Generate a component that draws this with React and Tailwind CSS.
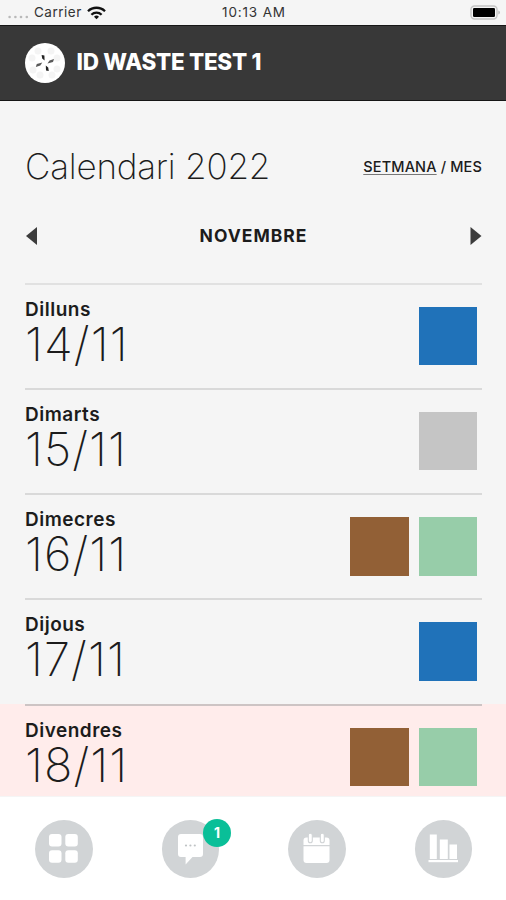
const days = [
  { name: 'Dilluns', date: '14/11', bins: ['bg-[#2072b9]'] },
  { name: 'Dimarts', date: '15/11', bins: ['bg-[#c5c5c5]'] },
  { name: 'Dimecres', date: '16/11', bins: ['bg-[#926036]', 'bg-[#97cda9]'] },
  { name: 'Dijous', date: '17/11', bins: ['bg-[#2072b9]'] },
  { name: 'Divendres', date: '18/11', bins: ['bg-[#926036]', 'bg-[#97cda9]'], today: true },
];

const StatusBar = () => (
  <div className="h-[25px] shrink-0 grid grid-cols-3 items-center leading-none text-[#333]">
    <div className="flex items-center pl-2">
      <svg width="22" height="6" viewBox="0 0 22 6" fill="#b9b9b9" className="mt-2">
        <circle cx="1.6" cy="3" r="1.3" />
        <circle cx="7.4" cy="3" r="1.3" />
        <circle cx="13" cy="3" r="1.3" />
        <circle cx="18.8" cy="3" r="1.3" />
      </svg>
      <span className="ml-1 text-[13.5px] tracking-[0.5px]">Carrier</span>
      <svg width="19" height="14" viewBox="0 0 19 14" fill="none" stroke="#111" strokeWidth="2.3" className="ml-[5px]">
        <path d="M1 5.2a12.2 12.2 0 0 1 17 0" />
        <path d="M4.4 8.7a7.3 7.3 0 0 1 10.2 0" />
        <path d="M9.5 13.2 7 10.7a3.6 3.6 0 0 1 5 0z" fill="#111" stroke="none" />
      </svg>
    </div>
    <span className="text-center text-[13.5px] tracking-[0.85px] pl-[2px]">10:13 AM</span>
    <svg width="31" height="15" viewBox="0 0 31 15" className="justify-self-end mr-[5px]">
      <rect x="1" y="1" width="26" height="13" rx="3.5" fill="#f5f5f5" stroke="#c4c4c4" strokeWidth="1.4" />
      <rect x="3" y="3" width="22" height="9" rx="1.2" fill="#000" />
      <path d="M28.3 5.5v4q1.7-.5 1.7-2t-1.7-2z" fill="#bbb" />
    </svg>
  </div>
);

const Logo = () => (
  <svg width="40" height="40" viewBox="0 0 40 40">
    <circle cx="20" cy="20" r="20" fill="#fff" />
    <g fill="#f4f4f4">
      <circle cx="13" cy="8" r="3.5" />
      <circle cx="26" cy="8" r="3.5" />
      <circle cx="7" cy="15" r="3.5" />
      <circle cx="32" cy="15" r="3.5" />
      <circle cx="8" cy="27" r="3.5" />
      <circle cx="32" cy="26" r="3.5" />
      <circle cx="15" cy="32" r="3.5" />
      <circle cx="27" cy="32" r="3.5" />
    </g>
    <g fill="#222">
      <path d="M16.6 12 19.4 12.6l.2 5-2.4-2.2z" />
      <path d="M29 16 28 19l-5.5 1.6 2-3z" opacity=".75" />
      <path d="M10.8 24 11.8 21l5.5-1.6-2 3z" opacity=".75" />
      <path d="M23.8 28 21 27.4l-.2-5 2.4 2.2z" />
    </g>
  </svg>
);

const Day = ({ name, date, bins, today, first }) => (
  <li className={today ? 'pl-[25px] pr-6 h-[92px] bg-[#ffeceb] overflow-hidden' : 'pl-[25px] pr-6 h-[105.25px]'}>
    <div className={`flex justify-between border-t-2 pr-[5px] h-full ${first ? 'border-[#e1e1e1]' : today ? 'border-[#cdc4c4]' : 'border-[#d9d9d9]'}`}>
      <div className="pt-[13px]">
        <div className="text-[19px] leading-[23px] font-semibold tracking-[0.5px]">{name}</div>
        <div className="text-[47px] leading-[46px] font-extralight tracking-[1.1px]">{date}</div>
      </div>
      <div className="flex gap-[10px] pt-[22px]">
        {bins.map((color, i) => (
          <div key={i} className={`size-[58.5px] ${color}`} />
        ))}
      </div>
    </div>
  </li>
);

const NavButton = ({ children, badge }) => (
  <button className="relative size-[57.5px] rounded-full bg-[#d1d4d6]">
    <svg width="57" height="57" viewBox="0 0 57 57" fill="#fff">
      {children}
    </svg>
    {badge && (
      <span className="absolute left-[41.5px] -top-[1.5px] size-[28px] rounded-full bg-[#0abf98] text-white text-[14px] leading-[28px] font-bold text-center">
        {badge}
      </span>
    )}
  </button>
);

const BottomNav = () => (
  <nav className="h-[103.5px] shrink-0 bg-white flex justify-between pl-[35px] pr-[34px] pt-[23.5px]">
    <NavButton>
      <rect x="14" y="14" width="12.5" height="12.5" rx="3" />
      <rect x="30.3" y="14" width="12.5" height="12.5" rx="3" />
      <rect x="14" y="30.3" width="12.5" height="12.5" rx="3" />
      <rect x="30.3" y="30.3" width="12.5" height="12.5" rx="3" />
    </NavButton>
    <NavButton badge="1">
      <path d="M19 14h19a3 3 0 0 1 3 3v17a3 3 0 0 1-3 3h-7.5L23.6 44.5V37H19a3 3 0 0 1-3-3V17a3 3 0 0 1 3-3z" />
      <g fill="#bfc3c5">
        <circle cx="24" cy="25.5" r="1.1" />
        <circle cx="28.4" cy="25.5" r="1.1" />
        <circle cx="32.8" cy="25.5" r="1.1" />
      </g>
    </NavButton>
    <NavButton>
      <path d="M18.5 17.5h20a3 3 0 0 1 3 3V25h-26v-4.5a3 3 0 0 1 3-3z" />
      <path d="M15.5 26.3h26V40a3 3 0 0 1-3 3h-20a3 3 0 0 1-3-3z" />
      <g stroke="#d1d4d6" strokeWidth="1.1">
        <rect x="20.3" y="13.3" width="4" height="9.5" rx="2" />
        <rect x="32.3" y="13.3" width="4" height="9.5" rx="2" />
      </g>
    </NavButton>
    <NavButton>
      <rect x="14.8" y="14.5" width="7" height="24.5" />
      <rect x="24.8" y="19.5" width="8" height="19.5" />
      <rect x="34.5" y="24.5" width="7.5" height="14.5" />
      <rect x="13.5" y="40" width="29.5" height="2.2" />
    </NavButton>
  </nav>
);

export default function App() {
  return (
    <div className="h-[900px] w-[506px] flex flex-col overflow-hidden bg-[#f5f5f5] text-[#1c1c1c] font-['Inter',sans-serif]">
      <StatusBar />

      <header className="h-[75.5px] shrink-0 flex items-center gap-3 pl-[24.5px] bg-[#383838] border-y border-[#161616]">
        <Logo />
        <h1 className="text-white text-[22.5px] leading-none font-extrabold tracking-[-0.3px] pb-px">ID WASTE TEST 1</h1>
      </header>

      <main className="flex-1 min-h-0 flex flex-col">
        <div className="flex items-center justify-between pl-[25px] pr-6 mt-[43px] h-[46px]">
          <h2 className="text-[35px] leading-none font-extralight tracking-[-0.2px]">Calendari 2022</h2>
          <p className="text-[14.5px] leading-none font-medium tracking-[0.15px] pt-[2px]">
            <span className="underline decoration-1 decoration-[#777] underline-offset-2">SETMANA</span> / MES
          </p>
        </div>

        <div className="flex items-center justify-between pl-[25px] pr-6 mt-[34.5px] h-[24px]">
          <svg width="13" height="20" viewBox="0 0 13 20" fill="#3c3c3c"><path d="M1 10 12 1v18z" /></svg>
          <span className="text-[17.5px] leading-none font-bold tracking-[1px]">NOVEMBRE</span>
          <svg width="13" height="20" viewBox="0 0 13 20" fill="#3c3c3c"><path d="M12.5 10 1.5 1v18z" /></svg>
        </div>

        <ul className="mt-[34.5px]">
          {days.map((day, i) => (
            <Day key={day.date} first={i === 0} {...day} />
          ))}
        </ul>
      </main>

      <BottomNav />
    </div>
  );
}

==

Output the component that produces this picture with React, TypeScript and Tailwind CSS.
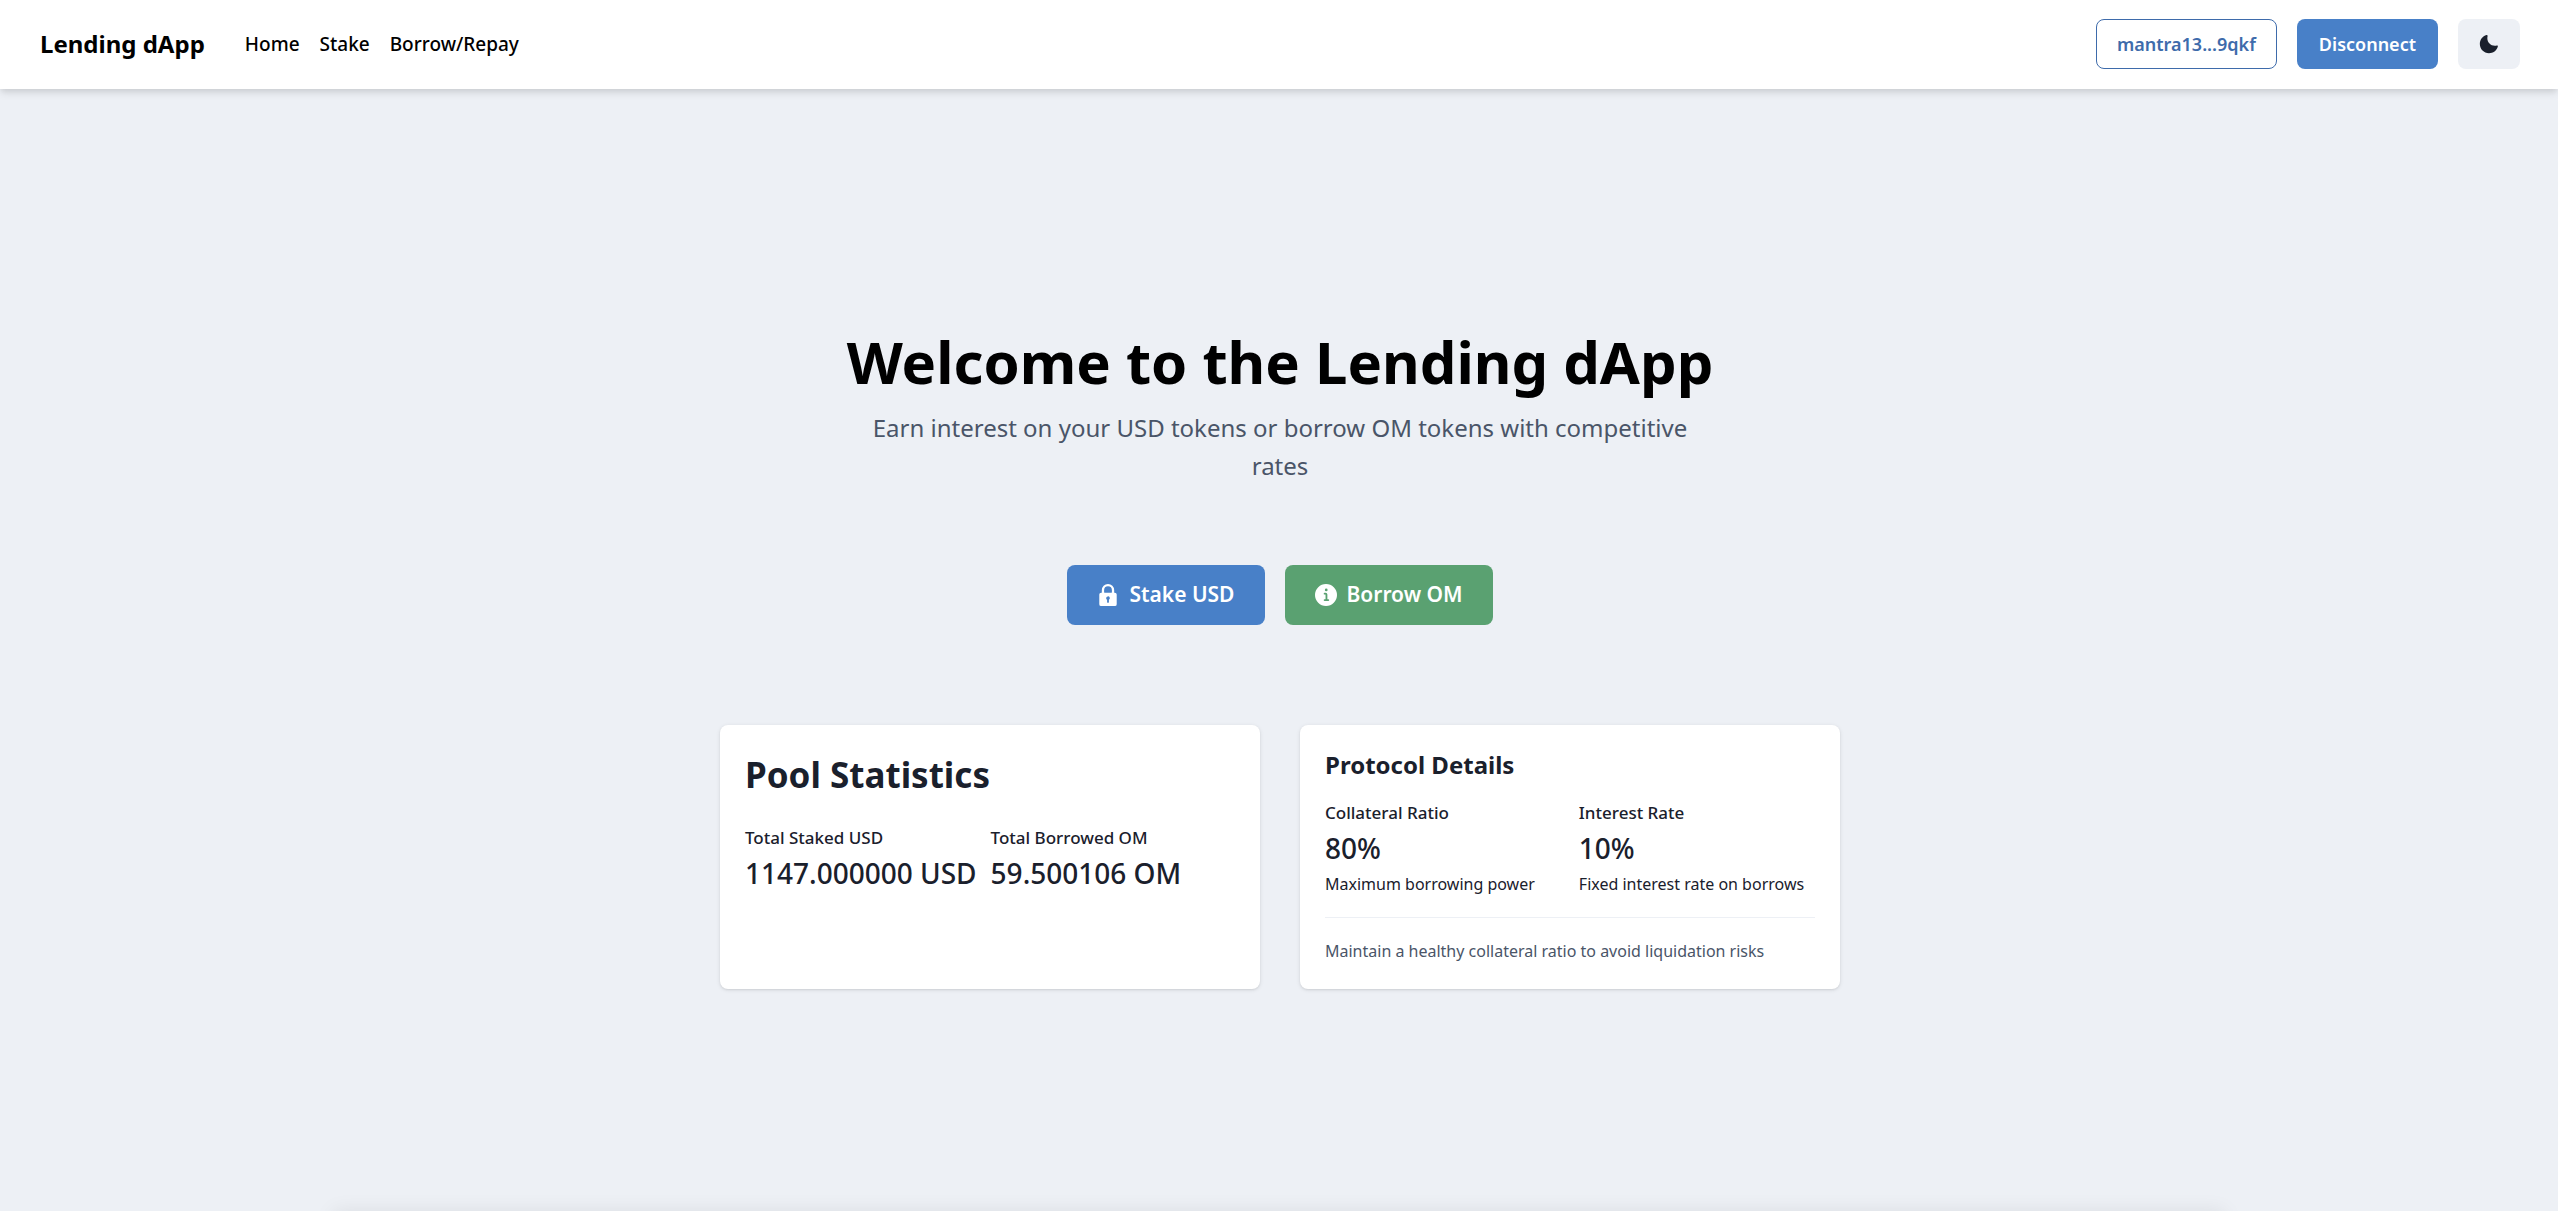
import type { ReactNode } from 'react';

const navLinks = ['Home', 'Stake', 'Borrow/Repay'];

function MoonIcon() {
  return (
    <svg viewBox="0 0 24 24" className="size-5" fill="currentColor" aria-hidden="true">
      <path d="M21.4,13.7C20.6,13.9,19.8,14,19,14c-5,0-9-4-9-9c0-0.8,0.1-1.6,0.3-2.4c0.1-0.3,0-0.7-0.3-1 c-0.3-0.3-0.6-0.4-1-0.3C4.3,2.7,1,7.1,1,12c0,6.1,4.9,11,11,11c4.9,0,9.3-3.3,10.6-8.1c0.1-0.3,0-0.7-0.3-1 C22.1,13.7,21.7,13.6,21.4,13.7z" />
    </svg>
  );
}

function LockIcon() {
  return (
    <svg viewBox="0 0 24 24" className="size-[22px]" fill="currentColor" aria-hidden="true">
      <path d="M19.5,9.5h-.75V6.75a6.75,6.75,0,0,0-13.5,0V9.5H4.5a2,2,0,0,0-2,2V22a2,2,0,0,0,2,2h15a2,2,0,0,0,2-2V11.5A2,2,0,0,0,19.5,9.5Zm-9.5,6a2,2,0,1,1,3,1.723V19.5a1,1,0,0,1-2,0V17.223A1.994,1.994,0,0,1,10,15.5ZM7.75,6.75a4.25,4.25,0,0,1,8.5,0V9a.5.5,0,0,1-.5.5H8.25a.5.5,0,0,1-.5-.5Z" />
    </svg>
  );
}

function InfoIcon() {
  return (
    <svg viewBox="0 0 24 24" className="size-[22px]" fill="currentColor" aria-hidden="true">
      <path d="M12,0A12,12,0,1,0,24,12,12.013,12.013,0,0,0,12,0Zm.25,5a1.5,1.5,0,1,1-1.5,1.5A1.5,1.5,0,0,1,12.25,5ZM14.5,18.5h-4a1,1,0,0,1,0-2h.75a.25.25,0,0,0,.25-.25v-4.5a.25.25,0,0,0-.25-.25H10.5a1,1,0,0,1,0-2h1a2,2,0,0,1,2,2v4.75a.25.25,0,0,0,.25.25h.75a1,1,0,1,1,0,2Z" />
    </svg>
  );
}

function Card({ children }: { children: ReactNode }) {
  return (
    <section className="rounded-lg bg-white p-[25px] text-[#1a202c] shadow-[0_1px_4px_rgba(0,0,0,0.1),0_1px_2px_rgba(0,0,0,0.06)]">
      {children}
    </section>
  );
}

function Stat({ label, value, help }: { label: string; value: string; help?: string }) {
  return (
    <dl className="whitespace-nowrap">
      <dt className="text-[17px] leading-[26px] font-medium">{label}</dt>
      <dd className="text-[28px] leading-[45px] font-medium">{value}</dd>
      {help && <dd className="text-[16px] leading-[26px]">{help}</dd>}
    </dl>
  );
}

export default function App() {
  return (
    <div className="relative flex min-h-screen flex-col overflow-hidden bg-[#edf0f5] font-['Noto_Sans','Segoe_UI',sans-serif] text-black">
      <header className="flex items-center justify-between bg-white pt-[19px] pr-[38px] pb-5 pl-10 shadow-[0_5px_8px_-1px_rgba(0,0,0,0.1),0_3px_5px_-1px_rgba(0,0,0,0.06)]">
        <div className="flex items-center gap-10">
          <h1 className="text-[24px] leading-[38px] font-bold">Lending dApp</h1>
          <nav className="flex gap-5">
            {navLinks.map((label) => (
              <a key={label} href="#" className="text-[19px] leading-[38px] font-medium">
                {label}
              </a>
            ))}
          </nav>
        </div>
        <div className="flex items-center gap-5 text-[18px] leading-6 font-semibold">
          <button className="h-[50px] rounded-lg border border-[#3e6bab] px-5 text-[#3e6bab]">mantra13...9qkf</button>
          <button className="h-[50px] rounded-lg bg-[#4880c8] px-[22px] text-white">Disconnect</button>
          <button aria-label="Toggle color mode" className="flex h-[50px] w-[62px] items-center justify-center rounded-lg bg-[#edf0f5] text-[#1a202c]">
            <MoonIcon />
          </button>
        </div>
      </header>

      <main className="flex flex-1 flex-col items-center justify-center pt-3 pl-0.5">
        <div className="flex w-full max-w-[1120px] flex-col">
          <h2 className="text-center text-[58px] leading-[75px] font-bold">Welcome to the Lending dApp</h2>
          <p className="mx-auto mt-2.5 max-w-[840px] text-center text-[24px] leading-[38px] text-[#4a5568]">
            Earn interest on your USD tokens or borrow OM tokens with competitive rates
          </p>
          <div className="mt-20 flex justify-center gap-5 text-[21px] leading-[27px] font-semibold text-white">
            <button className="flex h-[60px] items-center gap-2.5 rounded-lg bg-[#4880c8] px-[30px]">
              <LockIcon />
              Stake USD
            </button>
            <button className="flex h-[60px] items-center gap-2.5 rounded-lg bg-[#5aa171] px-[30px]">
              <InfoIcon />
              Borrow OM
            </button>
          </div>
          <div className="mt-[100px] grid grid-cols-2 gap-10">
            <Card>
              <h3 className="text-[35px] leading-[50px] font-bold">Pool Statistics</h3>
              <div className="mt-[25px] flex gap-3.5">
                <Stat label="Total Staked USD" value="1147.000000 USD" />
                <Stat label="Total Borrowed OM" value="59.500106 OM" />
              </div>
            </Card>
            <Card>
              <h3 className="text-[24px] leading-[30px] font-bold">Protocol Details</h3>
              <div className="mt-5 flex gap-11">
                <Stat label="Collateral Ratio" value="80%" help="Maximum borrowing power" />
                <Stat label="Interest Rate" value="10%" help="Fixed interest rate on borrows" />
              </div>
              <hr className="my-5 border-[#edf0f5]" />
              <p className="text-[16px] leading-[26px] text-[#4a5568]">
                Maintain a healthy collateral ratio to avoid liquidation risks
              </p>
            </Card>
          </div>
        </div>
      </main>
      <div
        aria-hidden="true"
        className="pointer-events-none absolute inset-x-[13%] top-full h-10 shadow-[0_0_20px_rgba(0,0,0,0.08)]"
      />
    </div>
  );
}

The task> Look above for every line with the word "this" and copy it.

Written response>
Generate a component that draws this with React and Tailwind CSS.
Output the component that produces this picture with React, TypeScript and Tailwind CSS.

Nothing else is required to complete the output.